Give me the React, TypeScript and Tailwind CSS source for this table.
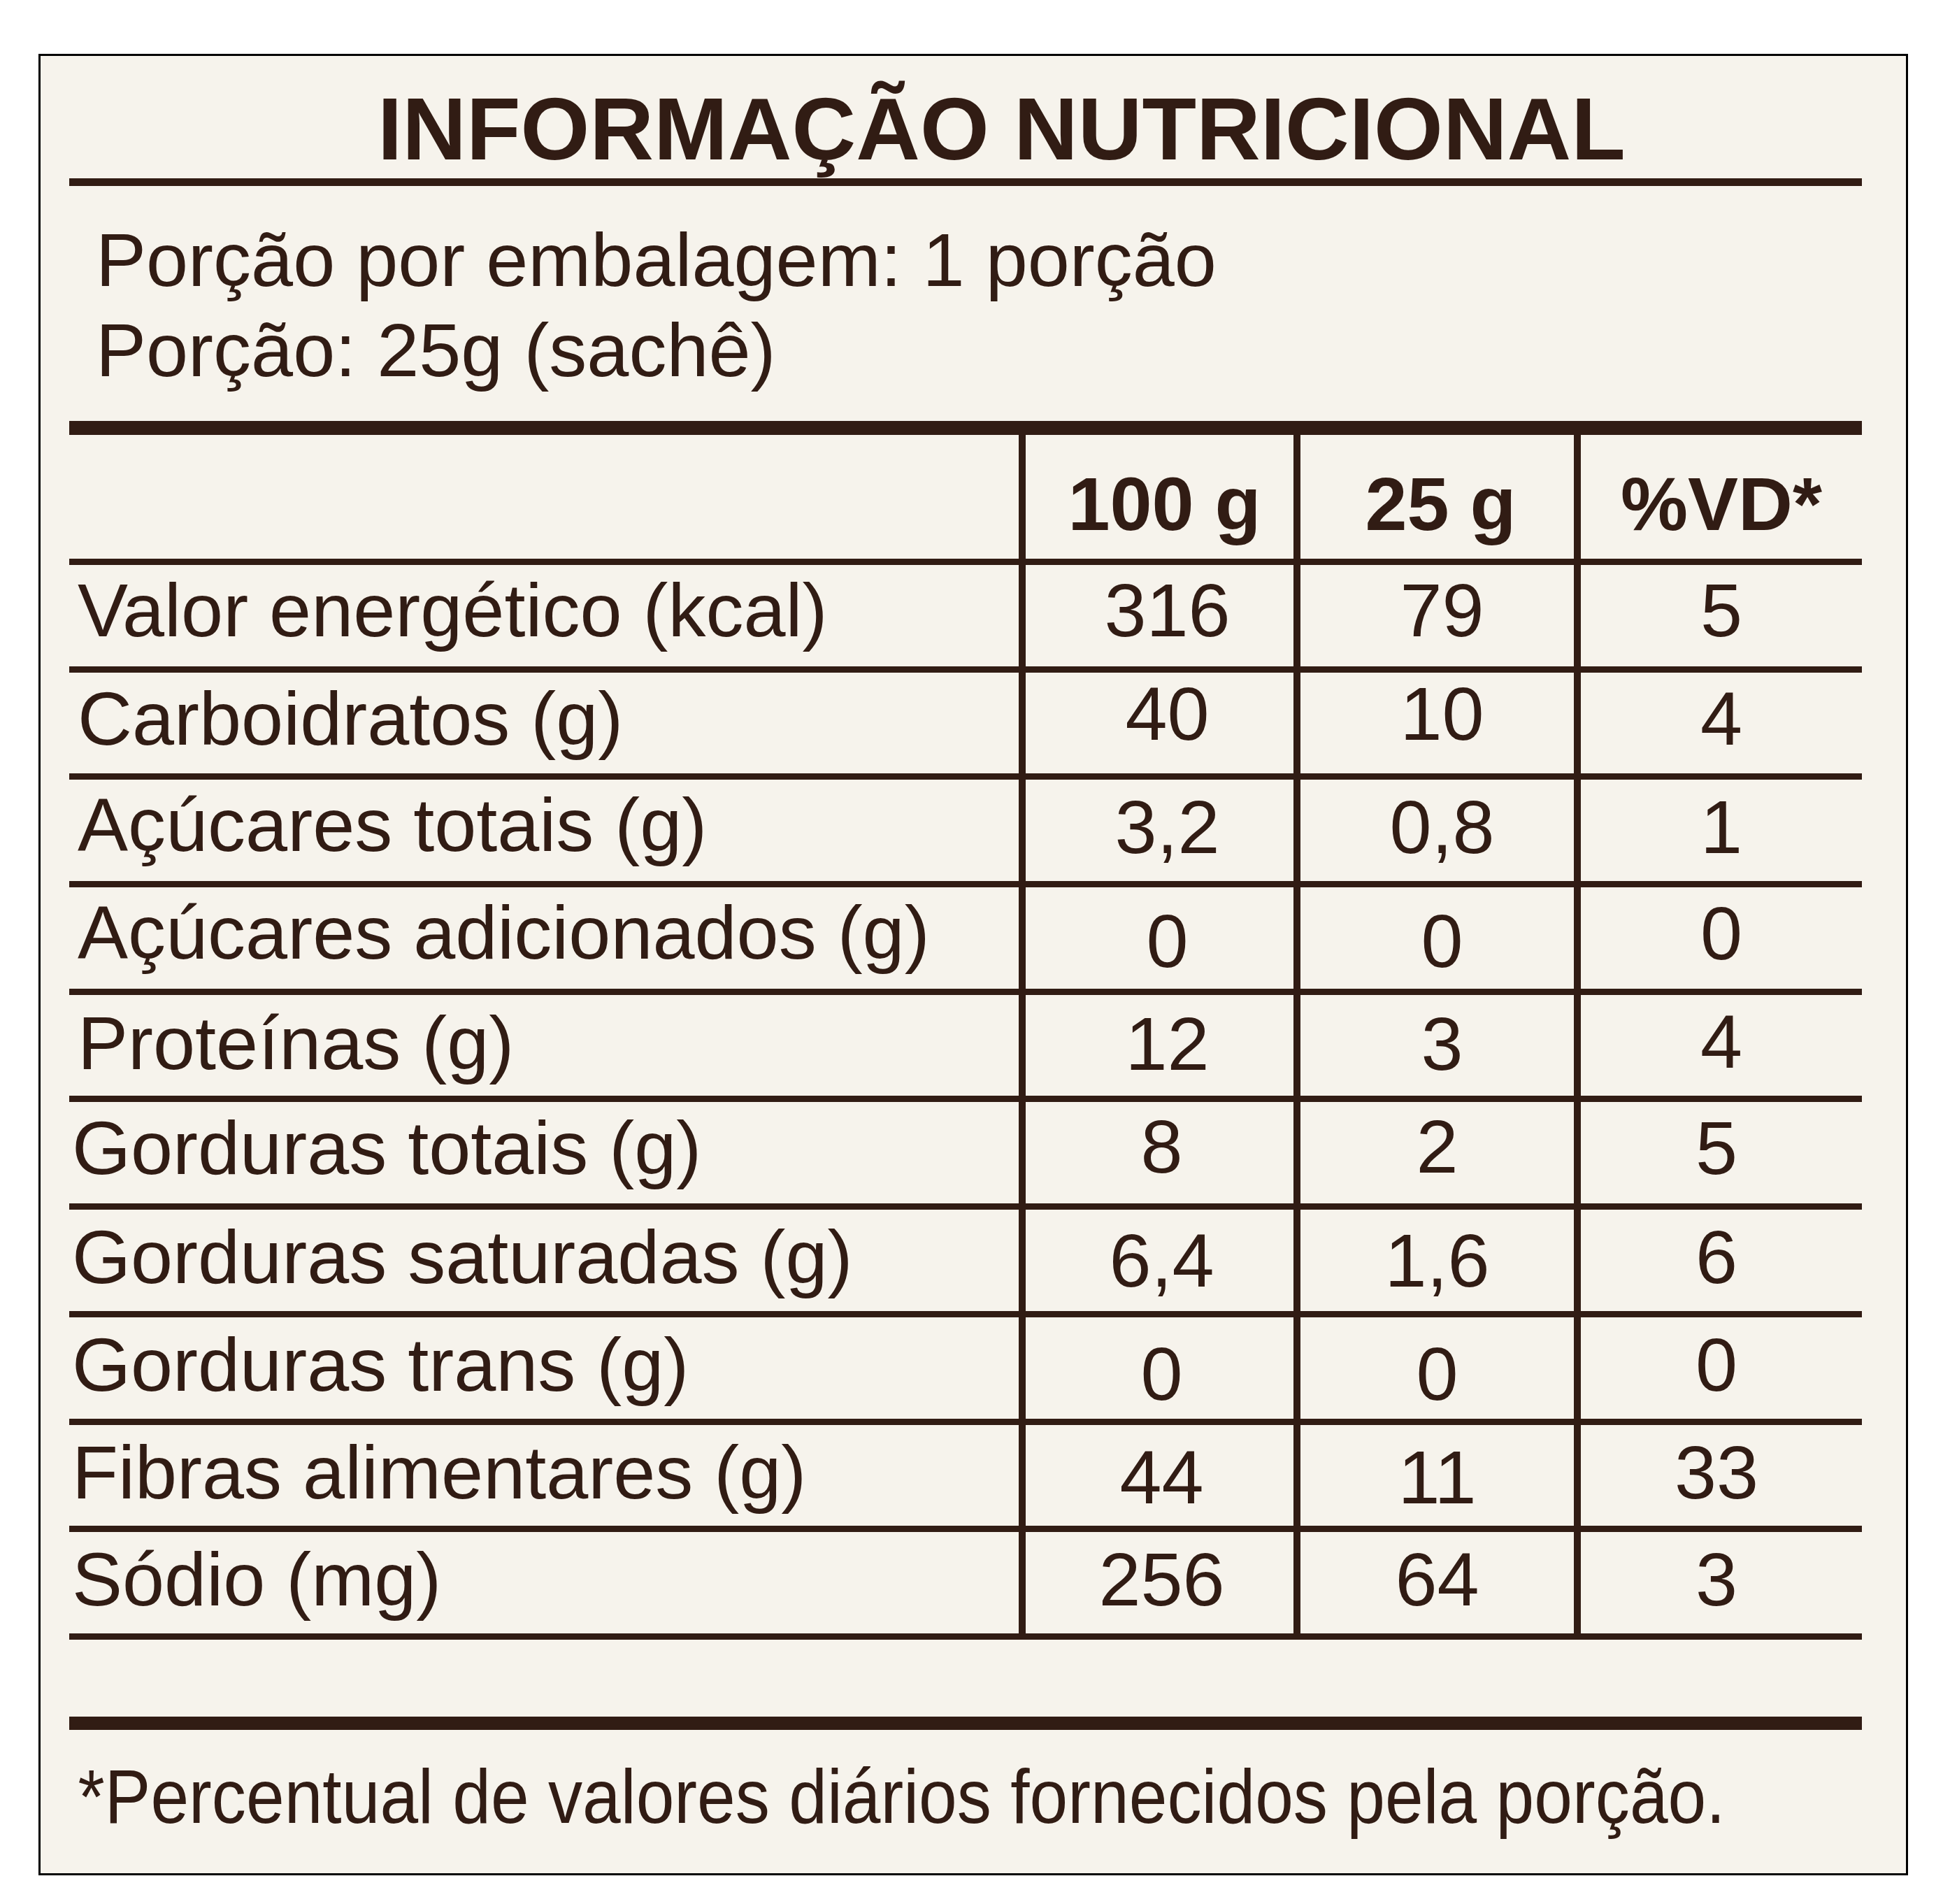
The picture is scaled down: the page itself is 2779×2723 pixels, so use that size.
const rows = [
  { label: "Valor energético (kcal)", v: ["316", "79", "5"], pt: ["pt-[11px]", "pt-[11px]", "pt-[11px]", "pt-[11px]"], top: true },
  { label: "Carboidratos (g)", v: ["40", "10", "4"], pt: ["pt-[12px]", "pt-[5px]", "pt-[5px]", "pt-[12px]"], top: true },
  { label: "Açúcares totais (g)", v: ["3,2", "0,8", "1"], pt: ["pt-[11px]", "pt-[14px]", "pt-[14px]", "pt-[14px]"], top: true },
  { label: "Açúcares adicionados (g)", v: ["0", "0", "0"], pt: ["pt-[11px]", "pt-[23px]", "pt-[23px]", "pt-[12px]"], top: true },
  { label: "Proteínas (g)", v: ["12", "3", "4"], pt: ["pt-[15px]", "pt-[16px]", "pt-[16px]", "pt-[13px]"], top: true },
  { label: "Gorduras totais (g)", v: ["8", "2", "5"], pt: ["pt-[12px]", "pt-[10px]", "pt-[10px]", "pt-[12px]"], top: false },
  { label: "Gorduras saturadas (g)", v: ["6,4", "1,6", "6"], pt: ["pt-[14px]", "pt-[19px]", "pt-[19px]", "pt-[14px]"], top: false },
  { label: "Gorduras trans (g)", v: ["0", "0", "0"], pt: ["pt-[14px]", "pt-[27px]", "pt-[27px]", "pt-[14px]"], top: false },
  { label: "Fibras alimentares (g)", v: ["44", "11", "33"], pt: ["pt-[14px]", "pt-[21px]", "pt-[21px]", "pt-[14px]"], top: false },
  { label: "Sódio (mg)", v: ["256", "64", "3"], pt: ["pt-[14px]", "pt-[14px]", "pt-[14px]", "pt-[14px]"], top: false },
];

// the upper half of the table sits a few px further right than the lower half
const shiftTop = ["pl-[12px]", "pl-[22px]", "pl-[14px]", ""];
const shiftBottom = ["pl-[4px]", "pl-[6px]", "", "pr-[14px]"];

export default function App() {
  return (
    <div className="w-[2779px] h-[2723px] bg-white pt-[77px] pl-[55px] font-['Liberation_Sans',Arial,sans-serif] text-[#311c14]">
      <div className="w-[2674px] h-[2605px] border-[3px] border-black bg-[#f6f3ec] pl-[41px] flex flex-col">
        <div className="w-[2564px] flex flex-col">
          {/* title */}
          <h1 className="pt-[41px] pl-[441px] text-[127px] leading-none font-bold whitespace-nowrap">
            INFORMAÇÃO NUTRICIONAL
          </h1>
          <div className="mt-[7px] h-[11px] bg-[#311c14]" />

          {/* serving info */}
          <div className="mt-[41px] pl-[38px] text-[108px] leading-[129px] whitespace-nowrap">
            <p>Porção por embalagem: 1 porção</p>
            <p>Porção: 25g (sachê)</p>
          </div>
          <div className="mt-[37px] h-[20px] bg-[#311c14]" />

          {/* table */}
          <div className="grid grid-cols-[1358px_393px_401px_412px] text-[108px] leading-none">
            <div className="h-[186px] border-b-[9px] border-[#311c14]" />
            <div className="h-[186px] border-b-[9px] border-l-[10px] border-[#311c14] pt-[45px] pl-[14px] text-center font-bold whitespace-nowrap">
              100 g
            </div>
            <div className="h-[186px] border-b-[9px] border-l-[10px] border-[#311c14] pt-[45px] pl-[10px] text-center font-bold whitespace-nowrap">
              25 g
            </div>
            <div className="h-[186px] border-b-[9px] border-l-[10px] border-[#311c14] pt-[45px] text-center font-bold whitespace-nowrap">
              %VD*
            </div>

            {rows.map((row) => {
              const shift = row.top ? shiftTop : shiftBottom;
              return [
                <div
                  key={row.label}
                  className={`h-[153.7px] border-b-[9px] border-[#311c14] whitespace-nowrap ${row.pt[0]} ${shift[0]}`}
                >
                  {row.label}
                </div>,
                ...row.v.map((val, i) => (
                  <div
                    key={row.label + i}
                    className={`h-[153.7px] border-b-[9px] border-l-[10px] border-[#311c14] text-center whitespace-nowrap ${row.pt[i + 1]} ${shift[i + 1]}`}
                  >
                    {val}
                  </div>
                )),
              ];
            })}
          </div>

          <div className="mt-[110px] h-[19px] bg-[#311c14]" />

          {/* footnote */}
          <p className="mt-[40px] pl-[14px] text-[110px] leading-none whitespace-nowrap scale-x-[0.894] origin-left">
            *Percentual de valores diários fornecidos pela porção.
          </p>
        </div>
      </div>
    </div>
  );
}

++++++

For this exercise, gather every line of the data that contains the word "table".

-- WRITTEN ANSWER --
Give me the React, TypeScript and Tailwind CSS source for this table.
// the upper half of the table sits a few px further right than the lower half
          {/* table */}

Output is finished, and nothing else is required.